Drovers Unlimited Orchestra Volume 3, released on March 14, 2025, is the breathtaking final statement from the late, great Mike Kirkpatrick—an artist whose devotion to musical hybridity was matched only by his talent for turning chaos into beauty. This posthumous album, crafted with care and reverence, distills decades of experimentation into one cohesive, soul-shaking 10-track project that feels at once ancient and forward-looking. It’s not just a collection of songs—it’s a mosaic of memories, philosophies, and spirit, bound together by Kirkpatrick’s unmistakable musical fingerprint.

The album begins with “The Hidden Track,” a reimagining of an off-the-grid gem from The Drovers’ 1995 cult favorite Little High Sky Show. This nod to Kirkpatrick’s roots sets the tone—honoring the past while twisting its familiar forms into something experimental and entirely new. Lush with fiddles, whistles, clarinets, and mysterious rhythmic loops, it’s a reintroduction that feels like stepping into an old photograph brought to life by strange, new colors.

“Tomorrow Part 1” and “Part 2” act like twin pillars of prophecy. Where Part 1 feels more raw and gritty, leaning on Billy Harper’s thunderous sax for momentum, Part 2 finds its wings in Eddie Henderson’s glowing trumpet. Both pieces showcase Kirkpatrick’s knack for marrying jazz dissonance with Celtic soul. These are not just musical tracks—they are sonic spells, unfolding like rituals performed in some ancient-modern chapel of sound.
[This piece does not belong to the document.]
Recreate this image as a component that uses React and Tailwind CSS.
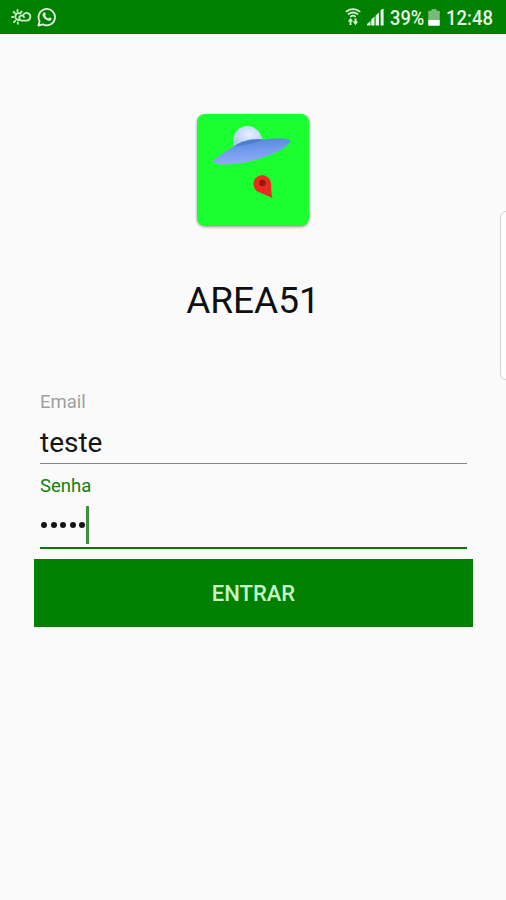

“Girl U Know My Love is For Real” pulls us into another mood entirely, a playful and tender groove that rides the line between worldbeat funk and heart-on-sleeve soul. This is the charm of Volume 3—it pivots and spins, switching lanes mid-song, but never loses its direction. Every piece is stitched to the others by a clear thematic throughline: the joy of fusion, the pain of farewell, and the defiant magic of art that says, we’re still here.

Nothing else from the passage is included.